### What to produce
Give every entry again, unchanged, and leave its images out.

Pages as source code
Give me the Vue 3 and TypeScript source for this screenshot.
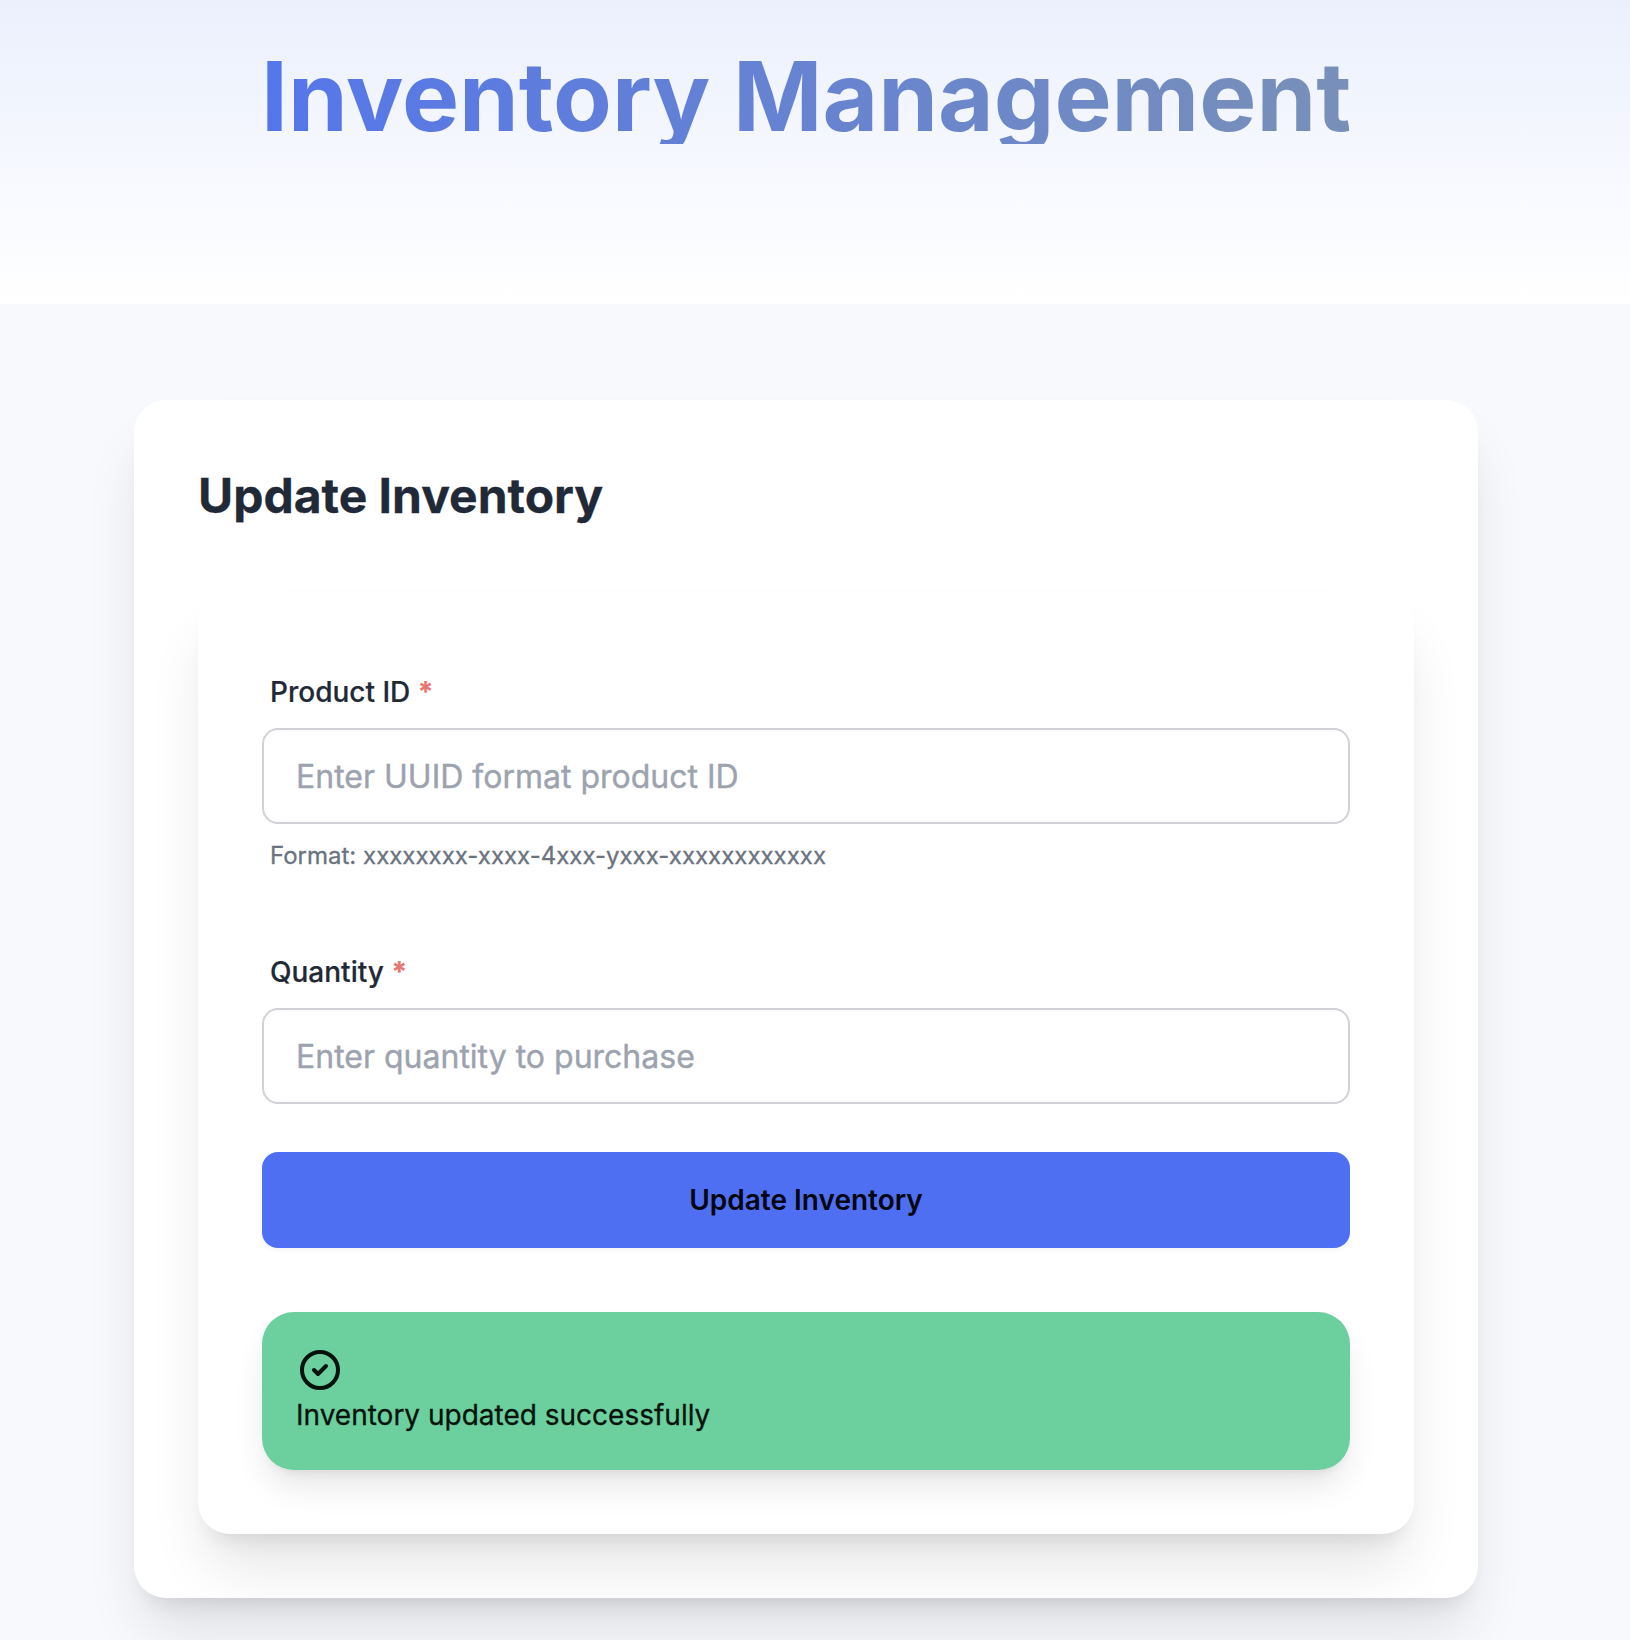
<script setup lang="ts">
import { ref } from 'vue'

interface Field {
  id: string
  label: string
  placeholder: string
  hint?: string
}

const fields: Field[] = [
  { id: 'product', label: 'Product ID', placeholder: 'Enter UUID format product ID', hint: 'Format: xxxxxxxx-xxxx-4xxx-yxxx-xxxxxxxxxxxx' },
  { id: 'quantity', label: 'Quantity', placeholder: 'Enter quantity to purchase' },
]
const values = ref<Record<string, string>>({ product: '', quantity: '' })
const message = ref('Inventory updated successfully')
</script>

<template>
  <div class="page">
    <header class="hero"><h1>Inventory Management</h1></header>
    <main class="card">
      <h2>Update Inventory</h2>
      <form class="panel" @submit.prevent>
        <div v-for="f in fields" :key="f.id" class="field">
          <label :for="f.id">{{ f.label }} <span class="req">*</span></label>
          <input :id="f.id" v-model="values[f.id]" type="text" :placeholder="f.placeholder" />
          <p v-if="f.hint" class="hint">{{ f.hint }}</p>
        </div>
        <button type="submit">Update Inventory</button>
        <div class="alert" role="status">
          <svg viewBox="0 0 24 24" fill="none" stroke="currentColor" stroke-width="2" stroke-linecap="round" stroke-linejoin="round">
            <path d="M9 12l2 2 4-4m6 2a9 9 0 11-18 0 9 9 0 0118 0z" />
          </svg>
          <span>{{ message }}</span>
        </div>
      </form>
    </main>
  </div>
</template>

<style>
html, body { margin: 0; background: #f8f9fd; }
</style>

<style scoped>
* { box-sizing: border-box; }
.page { height: 1640px; overflow: hidden; background: #f8f9fd; font-family: Inter, sans-serif; color: #1f2937; }
.hero { height: 304px; padding-top: 48px; background: linear-gradient(to bottom, #ebf0fd, #fff); display: flex; justify-content: center; align-items: flex-start; padding-right: 20px; }
h1 { margin: 0; width: 1088px; height: 96px; font-size: 96px; line-height: 96px; font-weight: 700; text-align: center; white-space: nowrap; color: transparent; background: linear-gradient(to right, #5576ea, #7890b8); -webkit-background-clip: text; background-clip: text; }
.card { margin: 96px 0 0 134px; width: 1344px; height: 1198px; padding: 64px; border-radius: 32px; background: #fff; box-shadow: 0 40px 60px -10px rgba(0,0,0,.11), 0 16px 20px -12px rgba(0,0,0,.1); }
h2 { margin: 0 0 64px; font-size: 48px; line-height: 64px; font-weight: 700; -webkit-text-stroke: .3px currentColor; }
.panel { height: 942px; padding: 72px 64px 64px; border-radius: 32px; background: #fff; box-shadow: 0 40px 60px -10px rgba(0,0,0,.11), 0 16px 20px -12px rgba(0,0,0,.1); }
.field { height: 280px; display: flex; flex-direction: column; }
.field:nth-child(2) { height: 208px; }
label { padding: 8px; font-size: 28px; line-height: 40px; font-weight: 500; margin-bottom: 8px; -webkit-text-stroke: .2px currentColor; }
.req { color: #e8756f; font-weight: 700; }
input { width: 100%; height: 96px; padding: 0 32px; border: 2px solid #d1d2d7; border-radius: 16px; background: #fff; font: 400 32px/48px Inter, sans-serif; color: #1f2937; outline: none; }
input::placeholder { color: #9ca3af; opacity: 1; -webkit-text-stroke: .4px #9ca3af; }
.hint { margin: 16px 8px 0; font-size: 24px; line-height: 32px; color: #6b7280; -webkit-text-stroke: .3px currentColor; }
button { display: block; width: 100%; height: 96px; border: 0; border-radius: 16px; background: #4e6ff2; color: #03050f; font: 600 28px/40px Inter, sans-serif; box-shadow: 0 2px 4px rgba(0,0,0,.05); }
.alert { margin-top: 64px; height: 158px; padding: 34px; border-radius: 32px; background: #6bd09e; color: #04120c; font-size: 28px; line-height: 42px; box-shadow: 0 20px 34px -6px rgba(0,0,0,.11), 0 8px 12px -8px rgba(0,0,0,.1); }
.alert svg { display: block; width: 48px; height: 48px; }
.alert span { display: block; -webkit-text-stroke: .3px currentColor; }
</style>
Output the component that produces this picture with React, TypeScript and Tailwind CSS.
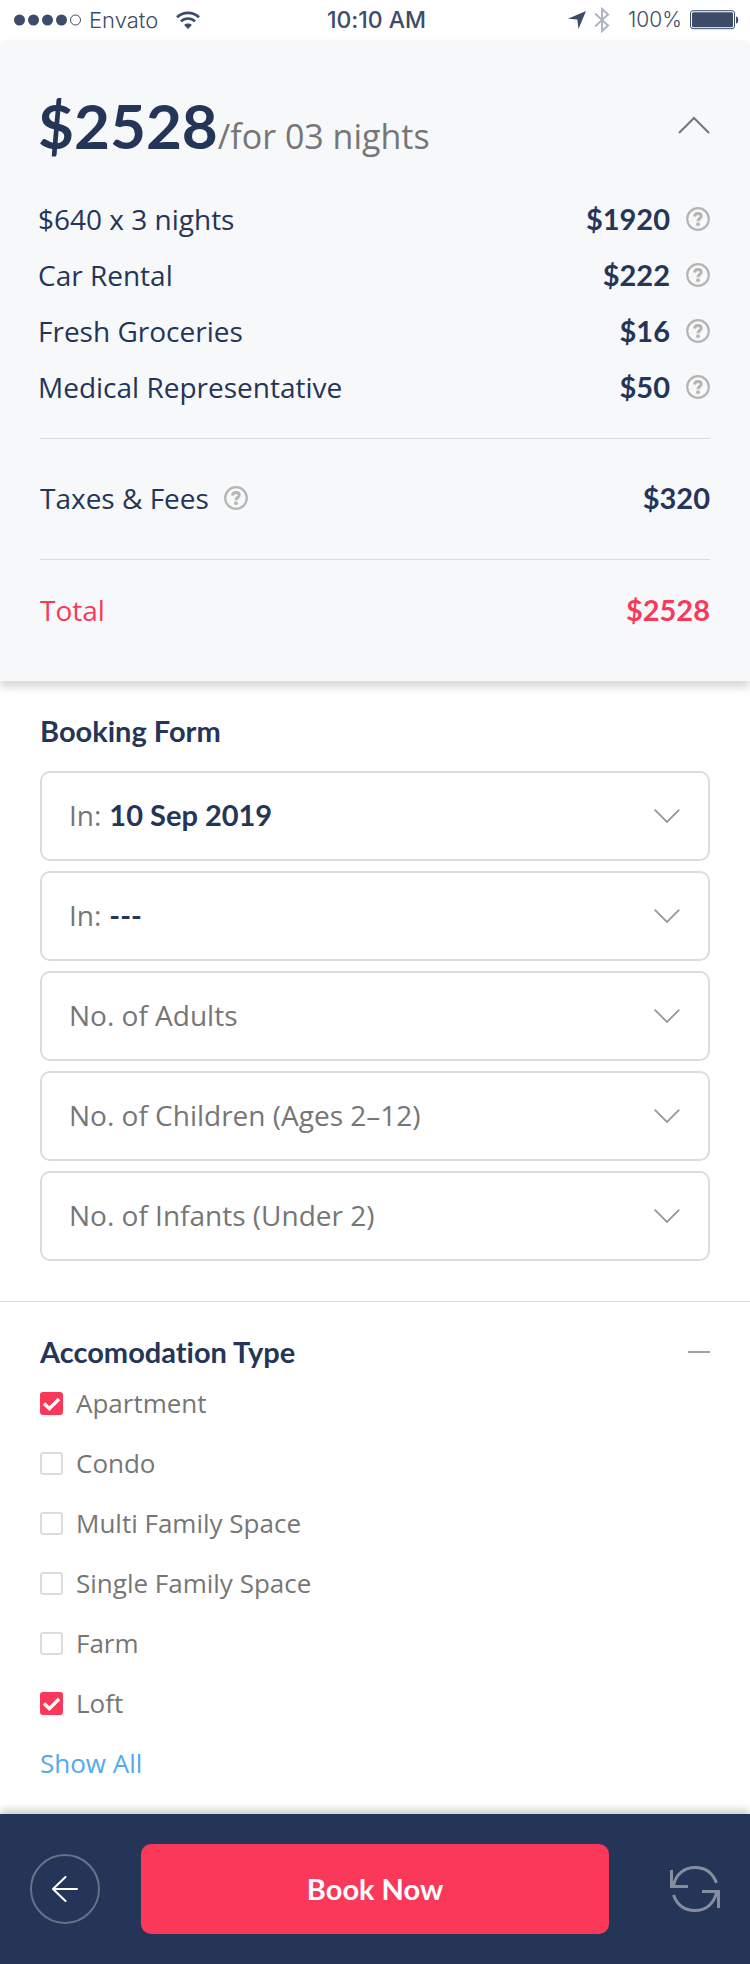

### Result of this task
Give me the Vue 3 and TypeScript source for this screenshot.
<script setup lang="ts">
import { ref } from 'vue'

interface Field {
  id: string
  label: string
  placeholder: string
  hint?: string
}

const fields: Field[] = [
  { id: 'product', label: 'Product ID', placeholder: 'Enter UUID format product ID', hint: 'Format: xxxxxxxx-xxxx-4xxx-yxxx-xxxxxxxxxxxx' },
  { id: 'quantity', label: 'Quantity', placeholder: 'Enter quantity to purchase' },
]
const values = ref<Record<string, string>>({ product: '', quantity: '' })
const message = ref('Inventory updated successfully')
</script>

<template>
  <div class="page">
    <header class="hero"><h1>Inventory Management</h1></header>
    <main class="card">
      <h2>Update Inventory</h2>
      <form class="panel" @submit.prevent>
        <div v-for="f in fields" :key="f.id" class="field">
          <label :for="f.id">{{ f.label }} <span class="req">*</span></label>
          <input :id="f.id" v-model="values[f.id]" type="text" :placeholder="f.placeholder" />
          <p v-if="f.hint" class="hint">{{ f.hint }}</p>
        </div>
        <button type="submit">Update Inventory</button>
        <div class="alert" role="status">
          <svg viewBox="0 0 24 24" fill="none" stroke="currentColor" stroke-width="2" stroke-linecap="round" stroke-linejoin="round">
            <path d="M9 12l2 2 4-4m6 2a9 9 0 11-18 0 9 9 0 0118 0z" />
          </svg>
          <span>{{ message }}</span>
        </div>
      </form>
    </main>
  </div>
</template>

<style>
html, body { margin: 0; background: #f8f9fd; }
</style>

<style scoped>
* { box-sizing: border-box; }
.page { height: 1640px; overflow: hidden; background: #f8f9fd; font-family: Inter, sans-serif; color: #1f2937; }
.hero { height: 304px; padding-top: 48px; background: linear-gradient(to bottom, #ebf0fd, #fff); display: flex; justify-content: center; align-items: flex-start; padding-right: 20px; }
h1 { margin: 0; width: 1088px; height: 96px; font-size: 96px; line-height: 96px; font-weight: 700; text-align: center; white-space: nowrap; color: transparent; background: linear-gradient(to right, #5576ea, #7890b8); -webkit-background-clip: text; background-clip: text; }
.card { margin: 96px 0 0 134px; width: 1344px; height: 1198px; padding: 64px; border-radius: 32px; background: #fff; box-shadow: 0 40px 60px -10px rgba(0,0,0,.11), 0 16px 20px -12px rgba(0,0,0,.1); }
h2 { margin: 0 0 64px; font-size: 48px; line-height: 64px; font-weight: 700; -webkit-text-stroke: .3px currentColor; }
.panel { height: 942px; padding: 72px 64px 64px; border-radius: 32px; background: #fff; box-shadow: 0 40px 60px -10px rgba(0,0,0,.11), 0 16px 20px -12px rgba(0,0,0,.1); }
.field { height: 280px; display: flex; flex-direction: column; }
.field:nth-child(2) { height: 208px; }
label { padding: 8px; font-size: 28px; line-height: 40px; font-weight: 500; margin-bottom: 8px; -webkit-text-stroke: .2px currentColor; }
.req { color: #e8756f; font-weight: 700; }
input { width: 100%; height: 96px; padding: 0 32px; border: 2px solid #d1d2d7; border-radius: 16px; background: #fff; font: 400 32px/48px Inter, sans-serif; color: #1f2937; outline: none; }
input::placeholder { color: #9ca3af; opacity: 1; -webkit-text-stroke: .4px #9ca3af; }
.hint { margin: 16px 8px 0; font-size: 24px; line-height: 32px; color: #6b7280; -webkit-text-stroke: .3px currentColor; }
button { display: block; width: 100%; height: 96px; border: 0; border-radius: 16px; background: #4e6ff2; color: #03050f; font: 600 28px/40px Inter, sans-serif; box-shadow: 0 2px 4px rgba(0,0,0,.05); }
.alert { margin-top: 64px; height: 158px; padding: 34px; border-radius: 32px; background: #6bd09e; color: #04120c; font-size: 28px; line-height: 42px; box-shadow: 0 20px 34px -6px rgba(0,0,0,.11), 0 8px 12px -8px rgba(0,0,0,.1); }
.alert svg { display: block; width: 48px; height: 48px; }
.alert span { display: block; -webkit-text-stroke: .3px currentColor; }
</style>
Output the component that produces this picture with React, TypeScript and Tailwind CSS.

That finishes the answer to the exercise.